The real indicators of disengagement aren't found in survey responses – they're in behavioral patterns:
Fewer unsolicited ideas or suggestions
Longer response times to non-urgent requests
Decreased participation in optional meetings or initiatives
More "that's not my job" responses
Subtle increases in sick days and late arrivals
I call this the "Engagement Iceberg." What leaders see (attendance, basic task completion, polite responses) is just the tip. The real damage – lost innovation, reduced collaboration, declining customer service – happens below the surface.
The Five 30-Day Interventions That Actually Work
I've identified five interventions that create measurable change within 30 days. No six-month culture transformation programs required.
1. The "Idea Implementation" Challenge
Instead of collecting suggestions in a black hole, commit to implementing one employee idea per week. Small ideas, big ideas, doesn't matter – just show that input leads to action.
One banking client saw a 40% increase in employee suggestions within three weeks of starting this practice. More importantly, the quality of ideas improved because people knew they'd actually be considered.
2. Decision Transparency Windows
Pick one recurring decision (budget allocation, project prioritization, policy changes) and explain your reasoning to the team. Not asking for input – just explaining the "why" behind choices that affect them.
It sounds simple, but it's revolutionary.
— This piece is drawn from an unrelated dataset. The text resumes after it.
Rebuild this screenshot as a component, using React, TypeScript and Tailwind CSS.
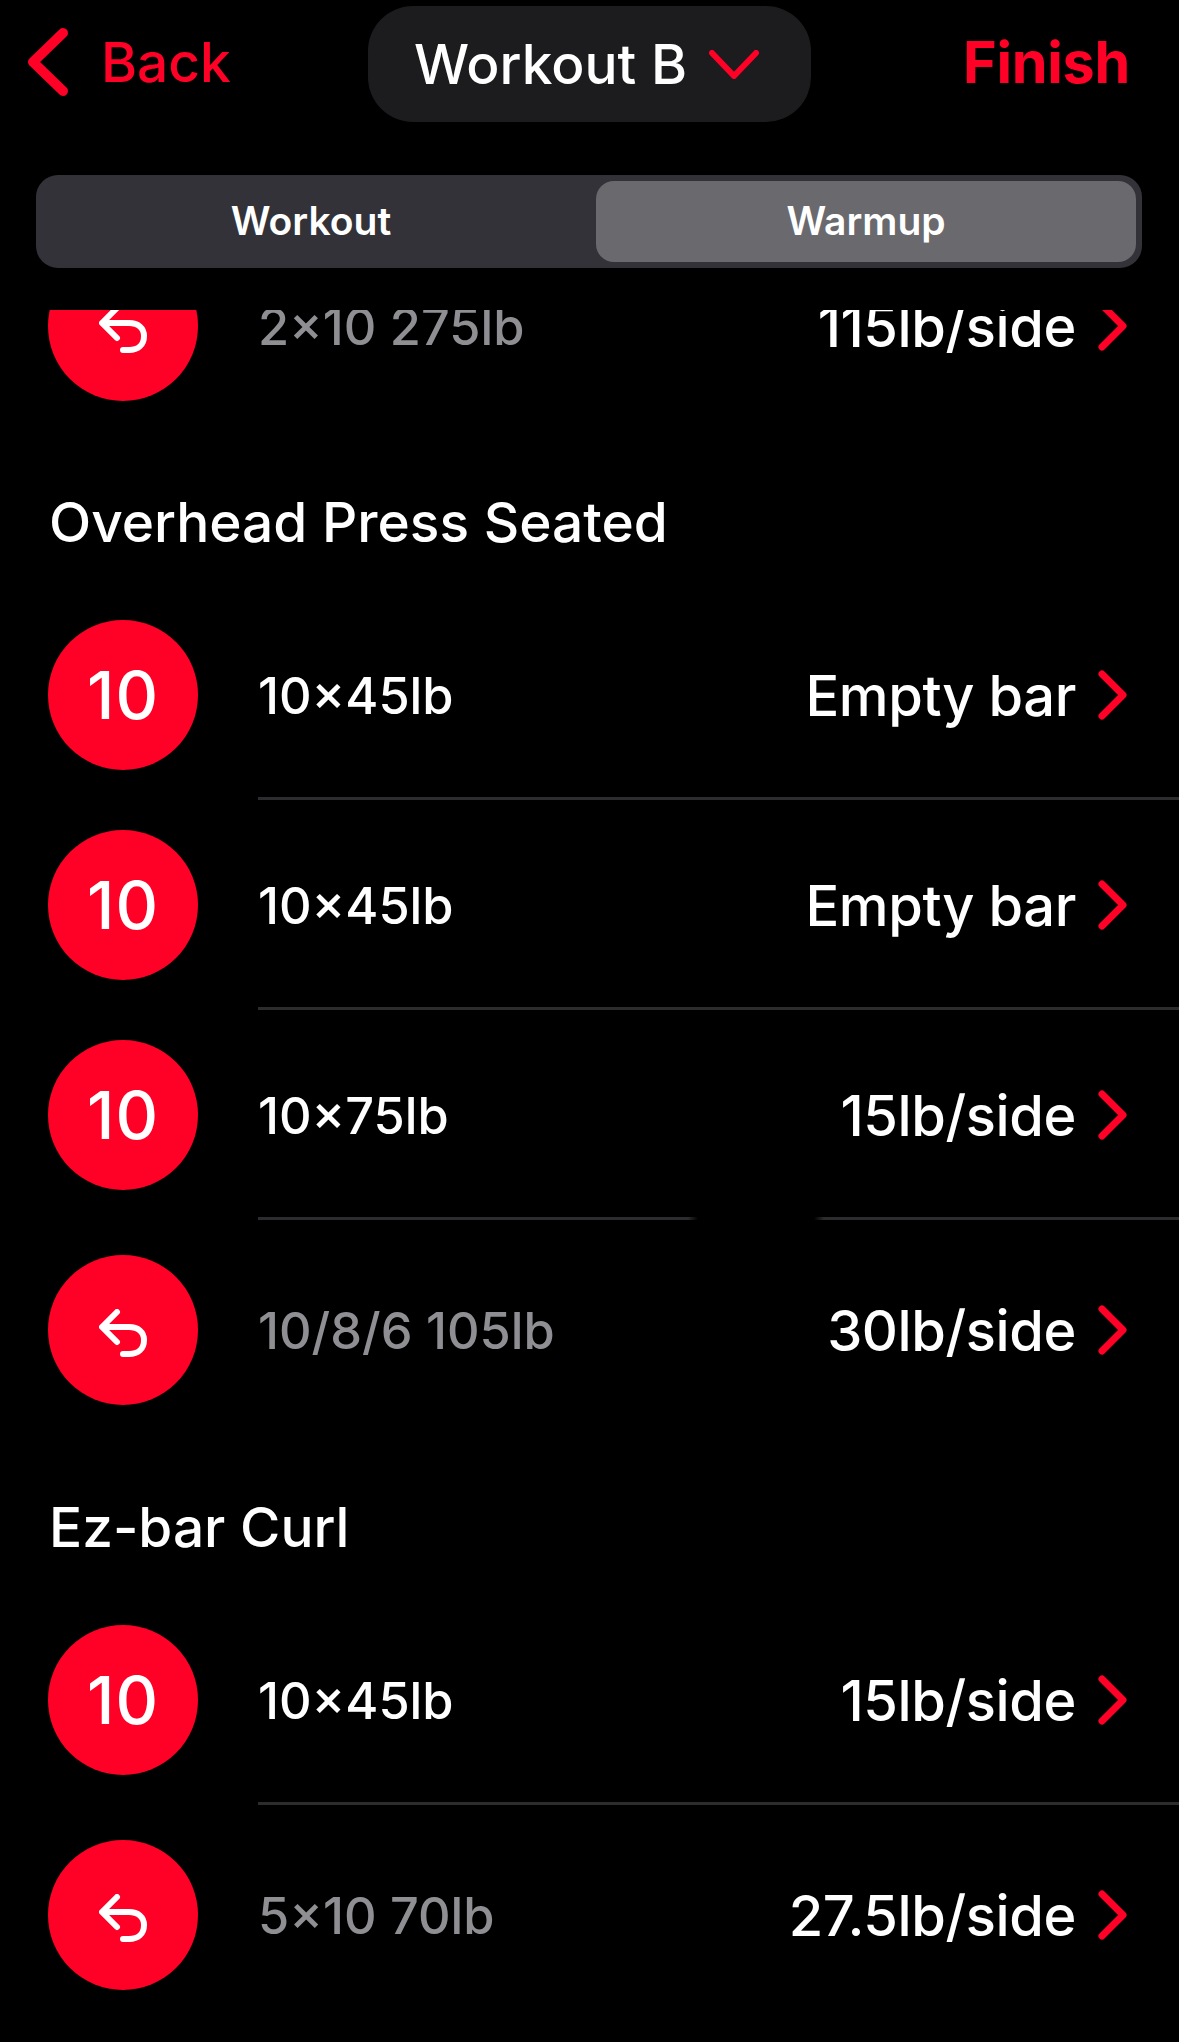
function Chevron() {
  return (
    <svg width="30" height="50" viewBox="0 0 30 50" className="ml-[22px] shrink-0" fill="none" stroke="#ff0026" strokeWidth="7" strokeLinecap="round" strokeLinejoin="round">
      <path d="M4 4 L25 25 L4 46" />
    </svg>
  );
}

function Undo() {
  return (
    <svg width="48" height="48" viewBox="0 0 48 48" className="mt-[6px]" fill="none" stroke="white" strokeWidth="6" strokeLinecap="round" strokeLinejoin="round">
      <path d="M18 3 L3 18 L18 33" />
      <path d="M4 18 H30 C39 18 45 23 45 31 C45 40 39 45 30 45 H24" />
    </svg>
  );
}

type RowData = { n?: string; left: string; right: string; line?: boolean; tall?: boolean; fade?: boolean };

function Row({ n, left, right, line, tall, fade }: RowData) {
  return (
    <div className={tall ? "pt-[35px]" : "pt-[30px]"}>
      <div className="flex items-center h-[150px] pl-[48px] pr-[51px]">
        <div className="w-[150px] h-[150px] rounded-full bg-[#ff0026] flex items-center justify-center text-white text-[66px] font-[530] tracking-[1px] shrink-0">
          {n ? n : <Undo />}
        </div>
        <div className={"ml-[60px] pt-[2px] text-[50.5px] font-[540] flex-1 " + (n ? "text-white" : "text-[#8e8e93]")}>{left}</div>
        <div className="pt-[1px] text-[56px] font-[540] tracking-[-0.4px] text-white">{right}</div>
        <Chevron />
      </div>
      {line ? (
        <div
          className={
            "ml-[258px] mt-[27px] h-[3px] " +
            (fade
              ? "bg-[linear-gradient(90deg,#2c2c2e_430px,#000_440px,#000_556px,#2c2c2e_566px)]"
              : "bg-[#2c2c2e]")
          }
        />
      ) : null}
    </div>
  );
}

export default function App() {
  return (
    <div className="w-[1179px] h-[2042px] bg-black overflow-hidden font-['Inter',sans-serif] flex flex-col">
      <div className="flex items-center h-[116px] mt-[6px] mb-[6px] pl-[26px] pr-[49px] shrink-0">
        <div className="flex items-center w-[342px] mb-[4px] shrink-0">
          <svg width="44" height="68" viewBox="0 0 44 68" fill="none" stroke="#ff0026" strokeWidth="10" strokeLinecap="round" strokeLinejoin="round">
            <path d="M37 5 L7 34 L37 63" />
          </svg>
          <span className="ml-[31px] text-[55px] font-[530] text-[#ff0026]">Back</span>
        </div>
        <div className="flex items-center justify-center w-[443px] h-[116px] pr-[6px] rounded-[45px] bg-[#1c1c1e] shrink-0">
          <span className="text-[55px] font-[530] text-white">Workout B</span>
          <svg className="ml-[22px]" width="50" height="29" viewBox="0 0 50 29" fill="none" stroke="#ff0026" strokeWidth="6" strokeLinecap="round" strokeLinejoin="round">
            <path d="M3 3 L25 26 L47 3" />
          </svg>
        </div>
        <div className="flex-1 mb-[4px] text-right text-[57.5px] font-[750] tracking-[-0.3px] text-[#ff0026]">Finish</div>
      </div>

      <div className="ml-[36px] mr-[37px] mt-[47px] h-[93px] rounded-[22px] bg-[#323238] flex p-[6px] shrink-0">
        <div className="flex-1 flex items-center justify-center pr-[16px] text-[39px] font-semibold text-white">Workout</div>
        <div className="w-[540px] rounded-[18px] bg-[#69696e] flex items-center justify-center text-[39px] font-semibold text-white">Warmup</div>
      </div>

      <div className="mt-[42px] flex-1 overflow-hidden">
        <div className="-mt-[89px]">
          <Row left="2×10 275lb" right="115lb/side" />
          <h2 className="mt-[86px] pl-[49px] text-[55px] leading-[70px] font-[530] text-white">Overhead Press Seated</h2>
          <div className="mt-[33px]" />
          <Row n="10" left="10×45lb" right="Empty bar" line />
          <Row n="10" left="10×45lb" right="Empty bar" line />
          <Row n="10" left="10×75lb" right="15lb/side" line fade />
          <Row left="10/8/6 105lb" right="30lb/side" tall />
          <h2 className="mt-[87px] pl-[49px] text-[55px] leading-[70px] font-[530] text-white">Ez-bar Curl</h2>
          <div className="mt-[33px]" />
          <Row n="10" left="10×45lb" right="15lb/side" line />
          <Row left="5×10 70lb" right="27.5lb/side" tall />
        </div>
      </div>
    </div>
  );
}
When people understand the logic, they stop creating conspiracy theories about leadership decisions.
3. The "Expertise Recognition" System
Identify one area where each team member knows more than you do, then publicly acknowledge it. Ask for their input on relevant decisions and actually use it.
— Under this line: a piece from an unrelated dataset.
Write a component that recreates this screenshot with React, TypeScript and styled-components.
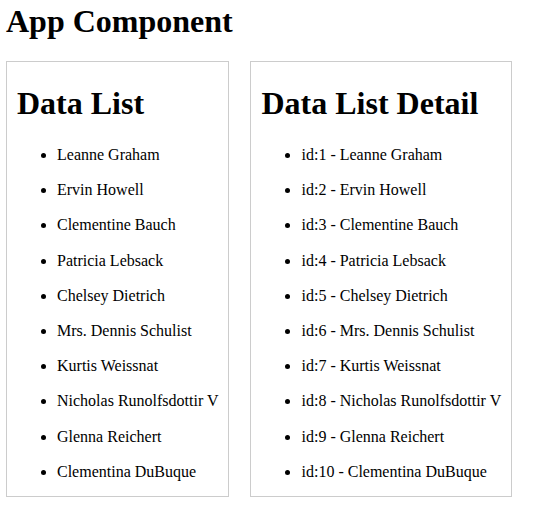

This works because it shifts the dynamic from "boss knows everything" to "we're all experts at different things." Suddenly, people feel valued for their unique contributions.
4. Micro-Feedback Loops
Instead of annual reviews, create weekly two-minute check-ins. One question: "What's working well, and what's getting in your way?" Then actually address the obstacles they mention.
A technology client reduced project delays by 25% simply by removing small frustrations that were slowing people down. Turns out, most engagement killers are fixable – if you know about them.
5. The "Customer Impact" Connection
Help people see how their work affects real customers. Share customer feedback, success stories, and yes, even complaints. When people understand their impact, they care more about their output.
The Banking Case Study: From 60% to 85% Engagement in 90 Days
I can't share all the details due to confidentiality, but here's what I can tell you: this major banking client went from concerning engagement scores to industry-leading numbers in three months.
The secret wasn't a massive culture overhaul – it was systematically addressing the small things that were driving people crazy:
Approval processes that took weeks for simple decisions
Meetings that could have been emails (and vice versa)
Recognition systems that rewarded the wrong behaviors
Communication gaps that left people guessing about priorities
We didn't change their strategy or restructure departments. We just made it easier for good people to do good work.
The result? Not only did engagement scores jump, but customer satisfaction increased by 18% and employee-generated cost savings exceeded $2.3 million in the first year.
The Multiplication Effect of Re-Engagement
Here's what most leaders miss: fixing disengagement doesn't just affect the disengaged employees. It creates a ripple effect throughout the organization.
When previously checked-out employees start contributing ideas, it inspires others to do the same. When people see that feedback leads to action, they provide more (and better) feedback. When team members feel valued, they start valuing each other.
I've seen single teams transform entire departments simply by modeling what engagement looks like in practice.
The Warning Signs You Can't Ignore
If you're reading this thinking, "My team seems fine," here are the early warning signals that suggest otherwise:
Meetings end exactly on time with no lingering conversations
People stop asking questions about company direction or strategy
"Innovation" becomes something that happens in formal brainstorming sessions only
Cross-team collaboration requires management intervention
Customer compliments mention specific individuals less frequently
These aren't crisis indicators – they're yellow flags that suggest people are slowly checking out mentally while still showing up physically.
Your Next Move
The cost of workplace disengagement isn't just financial – it's cultural, strategic, and personal. When smart, capable people stop caring about their work, everyone loses.
But here's the good news: most disengagement is fixable. It's not about personality conflicts or generational differences. It's about systems, processes, and leadership behaviors that either encourage or discourage genuine engagement.
The question isn't whether you can afford to address disengagement – it's whether you can afford not to.
Start with one of the five 30-day interventions. Pick the one that feels most relevant to your situation, implement it consistently, and measure the results. You might be surprised how quickly things can turn around when people feel heard, valued, and connected to meaningful work.
After all, most people want to do good work. Sometimes they just need to remember why it matters.